When we set \(x_i\) to some boolean value, on average half of the 3-clauses in which \(x_i\) appears disappear and half turn to 2-clauses. Therefore, \(\frac{3 S_3}{2 (n - T)}\) 2-clauses appear on setting \(x_i\). Similarly, the probability that \(x_i\) belongs to a 2-clause is \(\frac{2}{n - T}\) and 2-clauses disappear at the rate \(\frac{2 S_2}{n - T}\).

Thus, we form a system of difference equations:

$$ \begin{align} \mathbb{E}[\Delta S_3] &= - \frac{3 S_3}{n - T} \\ \mathbb{E}[\Delta S_2] &= \frac{3 S_3}{2 (n - T)} - \frac{2 S_2}{n - T}. \\ \end{align} $$

When \(n \rightarrow \infty\), these can be rescaled using \(s_2 = \frac{S_2}{n}\), \(s_3 = \frac{S_3}{n}\), and \(t=\frac{T}{n}\), producing a system of differential equations:

$$ \begin{align} \frac{d s_3}{dt} &= - \frac{3 s_3}{1 - t} \\ \frac{d s_2}{dt} &= \frac{3 s_3}{2 (1 - t)} - \frac{2 s_2}{1 - t}. \\ \end{align} $$

The initial conditions are \(S_3(0) = m\) and \(S_2(0) = 0\) which after rescaling become \(s_3(0) = \alpha\), and \(s_2(0) = 0\). The solution to the system is

$$ \begin{align} s_3(t) &= \alpha (1 - t)^3 \\ s_2(t) &= \frac{3}{2} \alpha t (1 - t)^2. \\ \end{align} $$

The number of 2 and 3-clauses \(S_2\) and \(S_3\) scale as \(\Theta(n)\) - at any point in the algorithm they scale linearly in the number of variables. However, their expected changes are \(O(1)\) which makes them change relatively slow compared to their size. This makes them amenable to this differential equation approach. \(S_1\), on the other hand, is \(O(1)\) and changes as \(O(1)\), which forces us to model it with a discrete branching process.

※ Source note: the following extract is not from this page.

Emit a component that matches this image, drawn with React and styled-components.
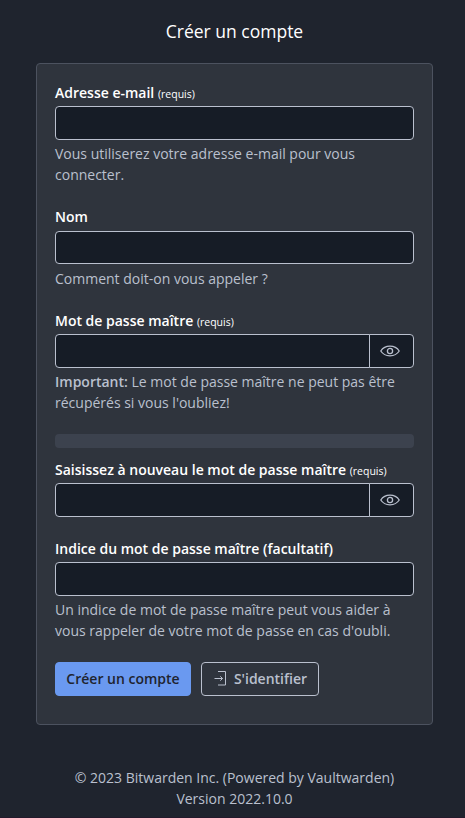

A variable \(x_i\) appears on average in \(\frac{2 S_2}{n - T}\) clauses and half of them will be turned into unit-clauses when setting \(x_i\). Therefore the number of unit clauses we create at each step is

$$ \lambda = \frac{1}{2} \frac{2 S_2}{n - T} = \frac{s_2}{1 - t} = \frac{3}{2} \alpha t(1-t).$$

Now, the operation of the UC algorithm creates "cascades". If there are no unit clauses, suppose we randomly choose to set \(x_i\). This creates \(\lambda\) new unit clauses. On the next step we are forced to set a variable that will satisfy any of these unit clauses. This, however, still creates \(\lambda\) unit clauses on average, and so on. The expected number of steps needed to satisfy all the eventual resulting unit clauses, including the first step that set the cascade off, is

$$ 1 + \lambda + \lambda^2 + \lambda^3 + ... $$

If \(\lambda > 1\), then the unit-clauses proliferate exponentially and as soon as we enounter a contradiction where two of them demand different values for the same variable, UC fails. This occurs with constant probability when the number of unit clauses reaches \(\Theta(\sqrt{n})\) (due to the birthday paradox).

If \(\lambda < 1\), the total number of unit clauses converges to \(\frac{1}{1 - \lambda}\). The UC algorithm manages to satisfy all unit clauses, after which it again gets to select a random variable and set it to a random value. Thus, for UC to succeed on average, we need \(\lambda < 1\). After maximizing over \(t\), \(\frac{3}{2} \alpha t(1-t)\) is less than 1 if \(\alpha < \frac{8}{3}\). The probability that UC fails when the branching process is subcritical is still a positive constant, because the probability that two unit clauses contradict each other is \(\Theta(\frac{1}{n})\) and there are \(\Theta(n)\) steps in the algorithm. However, the positive probability of succeeding is enough to use the above corolary to say that the formula is satisfiable with high probability when \(\alpha < \frac{8}{3}\). In these cases there is also positive probability that a proper DPLL algorithm finds a solution with no backtracking, which becomes exponentially difficult when \(\alpha > \frac{8}{3}\).

To recap, when \(\alpha < \frac{8}{3}\), the probability of UC failing is \(O(1)\) - bounded from above - which means that the probability of UC succeeding is positive. The corollary stated above then implies that

$$ \lim_{n \rightarrow \infty} P( F_k(n, m=\alpha n) \text{ is solvable}) = 1, \ \forall \alpha < \frac{8}{3}. $$

And therefore \(\alpha_c \ge \frac{8}{3}\). More sophisticated variants of DPLL yield better bounds, closer to the presumably true critical point value of approximately \(4.267\). These constructive proofs fail, though, when backtracking becomes necessary. Other bounds can be obtained using non-constructive proofs which are a different approach altogether.